壁当て、面づくり、歩幅の固定。動画で軸足の距離とつま先角度をチェック。

週2:角度と回転の再現性強化

ゲート通過、外曲がり/直進の打ち分け。80%再現を目標に。

週3:対人とスピードの両立

守備者付きの二拍子突破、時間制限ラリー。テンポ変化を意識。

週4:試合形式での決断スピード最適化

ミニゲームで「一歩目を先に決める」を合言葉に。プレー後にセルフフィードバック。

Q&A:よくある疑問への回答

利き足じゃない側でも使えるようになるか

なります。非利き足は面の作り方を“型”から入るのが近道。壁当てとワンタッチ配球を毎日少量でも継続を。

怪我のリスクは?安全な足首の使い方は

過度な内反は捻挫の原因。可動域内で面を作り、体重は軸足に残す。アップでふくらはぎと腓骨筋を温めると予防に役立ちます。

小柄でも通用する?体格別の工夫

通用します。小柄な選手ほど重心移動が速い利点あり。接触時間を短く、角度を大きく取ると武器になります。

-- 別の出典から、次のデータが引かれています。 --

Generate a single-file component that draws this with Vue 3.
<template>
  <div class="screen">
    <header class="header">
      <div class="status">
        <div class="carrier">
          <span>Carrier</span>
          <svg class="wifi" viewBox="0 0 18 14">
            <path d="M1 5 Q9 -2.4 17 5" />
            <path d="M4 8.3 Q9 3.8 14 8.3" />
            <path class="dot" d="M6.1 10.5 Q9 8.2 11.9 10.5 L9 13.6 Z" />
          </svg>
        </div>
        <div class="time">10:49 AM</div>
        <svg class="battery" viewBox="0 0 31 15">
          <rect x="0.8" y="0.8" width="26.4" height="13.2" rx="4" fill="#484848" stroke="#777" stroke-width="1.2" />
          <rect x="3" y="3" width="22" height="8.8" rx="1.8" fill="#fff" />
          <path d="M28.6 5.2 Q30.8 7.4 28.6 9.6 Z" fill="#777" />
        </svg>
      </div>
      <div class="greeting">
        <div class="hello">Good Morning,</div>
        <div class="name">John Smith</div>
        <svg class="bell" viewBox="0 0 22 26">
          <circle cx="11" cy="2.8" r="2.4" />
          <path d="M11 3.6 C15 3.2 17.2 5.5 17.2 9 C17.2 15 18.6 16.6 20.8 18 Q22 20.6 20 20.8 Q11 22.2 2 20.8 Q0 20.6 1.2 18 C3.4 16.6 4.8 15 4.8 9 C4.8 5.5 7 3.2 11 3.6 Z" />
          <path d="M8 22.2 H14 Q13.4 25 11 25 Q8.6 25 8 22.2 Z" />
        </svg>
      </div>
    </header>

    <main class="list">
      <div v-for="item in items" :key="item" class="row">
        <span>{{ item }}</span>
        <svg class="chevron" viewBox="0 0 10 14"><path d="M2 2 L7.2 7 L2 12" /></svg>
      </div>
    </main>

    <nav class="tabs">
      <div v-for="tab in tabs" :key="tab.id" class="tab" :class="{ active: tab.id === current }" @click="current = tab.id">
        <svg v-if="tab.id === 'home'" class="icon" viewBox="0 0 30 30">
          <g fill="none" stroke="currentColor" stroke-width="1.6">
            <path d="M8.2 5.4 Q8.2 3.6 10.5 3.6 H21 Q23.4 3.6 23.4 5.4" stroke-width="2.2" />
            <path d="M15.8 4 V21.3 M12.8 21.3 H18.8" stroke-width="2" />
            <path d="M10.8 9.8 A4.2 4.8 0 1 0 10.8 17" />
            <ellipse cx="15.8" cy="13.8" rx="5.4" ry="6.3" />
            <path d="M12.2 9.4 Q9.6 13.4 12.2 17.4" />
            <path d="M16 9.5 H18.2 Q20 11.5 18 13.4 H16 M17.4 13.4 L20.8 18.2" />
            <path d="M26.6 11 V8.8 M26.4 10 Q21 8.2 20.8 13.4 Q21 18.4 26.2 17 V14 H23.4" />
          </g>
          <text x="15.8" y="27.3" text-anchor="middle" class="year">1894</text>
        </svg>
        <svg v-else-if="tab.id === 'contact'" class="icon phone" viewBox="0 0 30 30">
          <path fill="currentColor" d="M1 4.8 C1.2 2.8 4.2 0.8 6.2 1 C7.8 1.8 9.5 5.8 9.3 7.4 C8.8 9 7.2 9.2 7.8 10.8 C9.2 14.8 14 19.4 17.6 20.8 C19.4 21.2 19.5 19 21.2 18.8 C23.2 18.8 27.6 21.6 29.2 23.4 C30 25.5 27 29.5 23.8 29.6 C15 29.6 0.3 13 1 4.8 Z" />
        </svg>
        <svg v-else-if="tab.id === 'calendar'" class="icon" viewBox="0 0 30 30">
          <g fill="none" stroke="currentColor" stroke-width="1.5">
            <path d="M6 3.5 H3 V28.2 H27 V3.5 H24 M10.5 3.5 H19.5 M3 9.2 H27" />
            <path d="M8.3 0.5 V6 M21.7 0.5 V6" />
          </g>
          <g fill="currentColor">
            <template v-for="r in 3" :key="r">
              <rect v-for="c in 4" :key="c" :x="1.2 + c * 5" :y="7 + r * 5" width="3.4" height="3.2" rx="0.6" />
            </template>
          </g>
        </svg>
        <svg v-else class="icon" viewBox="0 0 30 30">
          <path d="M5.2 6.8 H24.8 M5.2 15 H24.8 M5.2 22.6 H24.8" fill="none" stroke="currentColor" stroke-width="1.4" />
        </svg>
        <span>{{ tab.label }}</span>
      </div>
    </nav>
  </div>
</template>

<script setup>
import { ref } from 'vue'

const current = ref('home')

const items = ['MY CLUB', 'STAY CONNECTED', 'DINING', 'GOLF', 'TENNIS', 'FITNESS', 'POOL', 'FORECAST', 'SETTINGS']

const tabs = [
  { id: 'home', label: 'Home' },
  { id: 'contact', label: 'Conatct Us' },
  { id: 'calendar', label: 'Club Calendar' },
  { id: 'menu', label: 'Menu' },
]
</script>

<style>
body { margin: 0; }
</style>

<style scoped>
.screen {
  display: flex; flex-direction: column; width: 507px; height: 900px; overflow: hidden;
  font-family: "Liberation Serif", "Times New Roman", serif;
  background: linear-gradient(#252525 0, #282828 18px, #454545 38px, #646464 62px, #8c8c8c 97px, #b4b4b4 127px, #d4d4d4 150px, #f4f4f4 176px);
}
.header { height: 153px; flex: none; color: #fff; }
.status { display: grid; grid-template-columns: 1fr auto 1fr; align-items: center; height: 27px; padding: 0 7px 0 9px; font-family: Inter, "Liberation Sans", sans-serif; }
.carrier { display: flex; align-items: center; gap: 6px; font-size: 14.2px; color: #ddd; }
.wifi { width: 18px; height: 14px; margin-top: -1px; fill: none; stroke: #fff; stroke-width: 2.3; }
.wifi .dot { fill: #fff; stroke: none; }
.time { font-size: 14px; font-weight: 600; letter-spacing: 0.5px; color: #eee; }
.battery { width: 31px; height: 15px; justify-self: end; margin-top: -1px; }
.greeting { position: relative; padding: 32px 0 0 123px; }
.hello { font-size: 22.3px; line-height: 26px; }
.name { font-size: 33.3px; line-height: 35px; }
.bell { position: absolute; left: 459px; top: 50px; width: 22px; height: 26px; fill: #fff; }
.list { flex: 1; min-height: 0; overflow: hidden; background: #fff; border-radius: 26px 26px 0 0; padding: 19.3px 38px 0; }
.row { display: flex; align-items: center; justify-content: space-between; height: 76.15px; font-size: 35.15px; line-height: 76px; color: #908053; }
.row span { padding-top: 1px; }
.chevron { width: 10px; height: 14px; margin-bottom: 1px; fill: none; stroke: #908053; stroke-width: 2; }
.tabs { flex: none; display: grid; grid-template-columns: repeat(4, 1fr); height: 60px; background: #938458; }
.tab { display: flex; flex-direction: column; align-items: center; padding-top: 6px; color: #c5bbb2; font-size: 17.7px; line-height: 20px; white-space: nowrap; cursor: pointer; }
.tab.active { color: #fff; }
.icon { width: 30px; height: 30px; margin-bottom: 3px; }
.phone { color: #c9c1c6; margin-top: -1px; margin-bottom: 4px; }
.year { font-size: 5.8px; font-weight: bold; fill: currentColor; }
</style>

まとめ:一歩目の軸足と目線で、アウトサイドは武器になる

要点の再整理:軸足・目線・重心・タイミング

  • 軸足:20〜35cm、つま先は外へわずかに
  • 目線:事前スキャン→チラ見→再スキャン
  • 重心:決断方向へ先行、体は開きすぎない
  • タイミング:相手の踏み替えと視線の隙を刺す

練習から試合へ橋渡しするチェックポイント

練習では再現性80%以上、試合では「一歩目の合図」を自分に出す。動画で軸足と目線のズレを確認し、次週の課題に落とし込みましょう。

次の試合で試すべき3つの具体アクション

  1. 最初の受けで、アウトの外逃げを1回使う
  2. サイドで“アウト→イン”の二拍子を1回試す
  3. ワンタッチの外はたきで前進のスイッチを1回入れる

アウトサイドは、読まれにくさと速さが同居する実戦的な技術です。今日の練習の“一歩目”から、あなたの武器にしていきましょう。